» DIRECTION:
Look through the data for the string "index". Copy every line where it is found.
— START —
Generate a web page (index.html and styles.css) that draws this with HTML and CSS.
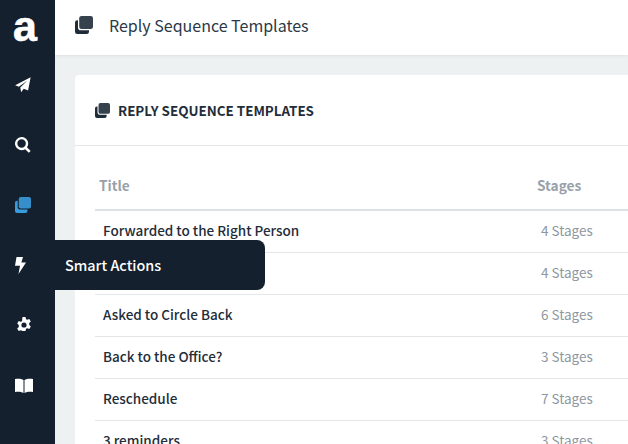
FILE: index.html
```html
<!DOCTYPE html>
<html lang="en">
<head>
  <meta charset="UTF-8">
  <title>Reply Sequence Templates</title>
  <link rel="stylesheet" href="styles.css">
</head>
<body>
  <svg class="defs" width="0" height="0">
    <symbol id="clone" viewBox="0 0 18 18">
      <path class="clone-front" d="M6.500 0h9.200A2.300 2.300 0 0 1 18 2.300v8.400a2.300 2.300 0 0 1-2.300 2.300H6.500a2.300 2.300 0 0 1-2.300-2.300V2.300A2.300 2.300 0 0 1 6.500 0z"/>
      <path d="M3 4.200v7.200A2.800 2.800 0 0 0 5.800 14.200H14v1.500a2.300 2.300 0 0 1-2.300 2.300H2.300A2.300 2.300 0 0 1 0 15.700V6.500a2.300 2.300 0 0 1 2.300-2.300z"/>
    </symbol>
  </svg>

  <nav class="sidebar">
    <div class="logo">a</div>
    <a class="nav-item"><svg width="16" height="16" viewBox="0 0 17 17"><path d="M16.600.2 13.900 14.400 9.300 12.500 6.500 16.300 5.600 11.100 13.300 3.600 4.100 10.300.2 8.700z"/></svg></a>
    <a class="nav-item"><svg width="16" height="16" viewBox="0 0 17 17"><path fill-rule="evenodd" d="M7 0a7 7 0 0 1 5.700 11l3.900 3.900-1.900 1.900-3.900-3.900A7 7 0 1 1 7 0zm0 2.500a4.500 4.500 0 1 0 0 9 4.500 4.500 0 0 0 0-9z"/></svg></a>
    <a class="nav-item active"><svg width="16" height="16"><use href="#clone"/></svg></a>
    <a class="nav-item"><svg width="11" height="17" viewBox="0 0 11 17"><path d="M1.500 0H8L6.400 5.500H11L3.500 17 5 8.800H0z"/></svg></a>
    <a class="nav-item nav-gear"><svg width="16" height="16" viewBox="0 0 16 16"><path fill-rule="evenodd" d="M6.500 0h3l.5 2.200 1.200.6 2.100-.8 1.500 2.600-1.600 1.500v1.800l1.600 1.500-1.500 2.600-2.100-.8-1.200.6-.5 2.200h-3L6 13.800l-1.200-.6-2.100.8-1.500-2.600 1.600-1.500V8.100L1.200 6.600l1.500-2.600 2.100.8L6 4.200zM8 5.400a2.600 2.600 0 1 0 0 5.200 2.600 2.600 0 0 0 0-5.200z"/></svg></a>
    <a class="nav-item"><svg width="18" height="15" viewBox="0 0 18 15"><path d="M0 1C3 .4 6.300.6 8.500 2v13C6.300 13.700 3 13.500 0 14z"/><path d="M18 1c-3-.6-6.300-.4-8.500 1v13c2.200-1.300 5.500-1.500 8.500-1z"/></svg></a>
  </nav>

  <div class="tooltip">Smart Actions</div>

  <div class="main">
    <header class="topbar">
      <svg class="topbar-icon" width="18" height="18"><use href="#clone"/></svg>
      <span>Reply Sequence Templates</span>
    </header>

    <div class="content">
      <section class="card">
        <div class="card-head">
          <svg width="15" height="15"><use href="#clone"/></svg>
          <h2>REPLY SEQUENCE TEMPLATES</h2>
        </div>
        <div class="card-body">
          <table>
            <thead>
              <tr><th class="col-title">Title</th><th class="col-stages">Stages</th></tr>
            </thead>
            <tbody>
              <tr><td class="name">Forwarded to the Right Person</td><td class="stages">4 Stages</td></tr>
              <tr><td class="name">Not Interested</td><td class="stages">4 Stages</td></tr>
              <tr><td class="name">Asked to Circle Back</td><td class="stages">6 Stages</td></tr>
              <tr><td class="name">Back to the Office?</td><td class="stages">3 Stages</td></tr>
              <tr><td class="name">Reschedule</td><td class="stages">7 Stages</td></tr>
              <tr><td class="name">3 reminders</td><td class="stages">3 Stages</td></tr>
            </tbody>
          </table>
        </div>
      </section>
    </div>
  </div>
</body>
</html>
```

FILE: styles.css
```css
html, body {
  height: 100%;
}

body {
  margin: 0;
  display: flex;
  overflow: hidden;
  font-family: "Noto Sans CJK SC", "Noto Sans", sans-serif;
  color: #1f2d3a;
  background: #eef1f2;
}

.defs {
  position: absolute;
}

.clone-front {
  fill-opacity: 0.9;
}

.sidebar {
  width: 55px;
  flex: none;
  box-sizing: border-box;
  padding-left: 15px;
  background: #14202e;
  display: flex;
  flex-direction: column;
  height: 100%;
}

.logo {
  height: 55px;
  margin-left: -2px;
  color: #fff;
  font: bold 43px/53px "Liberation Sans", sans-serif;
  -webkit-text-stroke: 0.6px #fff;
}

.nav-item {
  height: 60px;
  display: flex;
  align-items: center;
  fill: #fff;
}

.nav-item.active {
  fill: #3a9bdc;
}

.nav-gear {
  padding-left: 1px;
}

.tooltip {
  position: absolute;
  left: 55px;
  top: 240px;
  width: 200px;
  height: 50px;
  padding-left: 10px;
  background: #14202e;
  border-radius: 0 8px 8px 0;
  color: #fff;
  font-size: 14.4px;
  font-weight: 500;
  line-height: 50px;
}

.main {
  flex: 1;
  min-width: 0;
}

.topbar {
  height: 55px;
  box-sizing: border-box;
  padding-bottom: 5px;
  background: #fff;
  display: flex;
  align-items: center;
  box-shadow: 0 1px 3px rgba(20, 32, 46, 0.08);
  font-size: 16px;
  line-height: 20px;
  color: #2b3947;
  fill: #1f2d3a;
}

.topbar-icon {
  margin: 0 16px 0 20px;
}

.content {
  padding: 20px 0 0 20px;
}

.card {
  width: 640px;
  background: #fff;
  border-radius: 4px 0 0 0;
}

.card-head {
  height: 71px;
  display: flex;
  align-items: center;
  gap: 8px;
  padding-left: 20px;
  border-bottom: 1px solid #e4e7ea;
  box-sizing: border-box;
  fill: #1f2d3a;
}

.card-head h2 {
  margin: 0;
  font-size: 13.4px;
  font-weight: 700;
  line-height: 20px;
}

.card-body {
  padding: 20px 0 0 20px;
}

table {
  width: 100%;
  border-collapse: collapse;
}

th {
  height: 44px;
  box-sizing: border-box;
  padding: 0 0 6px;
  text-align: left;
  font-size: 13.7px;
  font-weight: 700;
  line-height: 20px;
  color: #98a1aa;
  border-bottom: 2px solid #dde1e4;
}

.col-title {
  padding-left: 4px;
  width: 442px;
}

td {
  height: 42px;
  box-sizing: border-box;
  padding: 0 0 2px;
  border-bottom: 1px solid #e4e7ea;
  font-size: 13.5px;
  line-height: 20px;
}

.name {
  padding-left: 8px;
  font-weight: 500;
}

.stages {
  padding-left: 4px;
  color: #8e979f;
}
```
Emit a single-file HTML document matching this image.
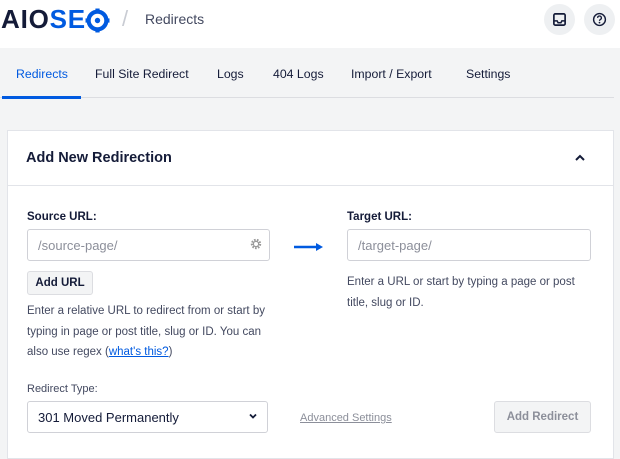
— END —
» TASK SOLUTION:
Generate a web page (index.html and styles.css) that draws this with HTML and CSS.
FILE: index.html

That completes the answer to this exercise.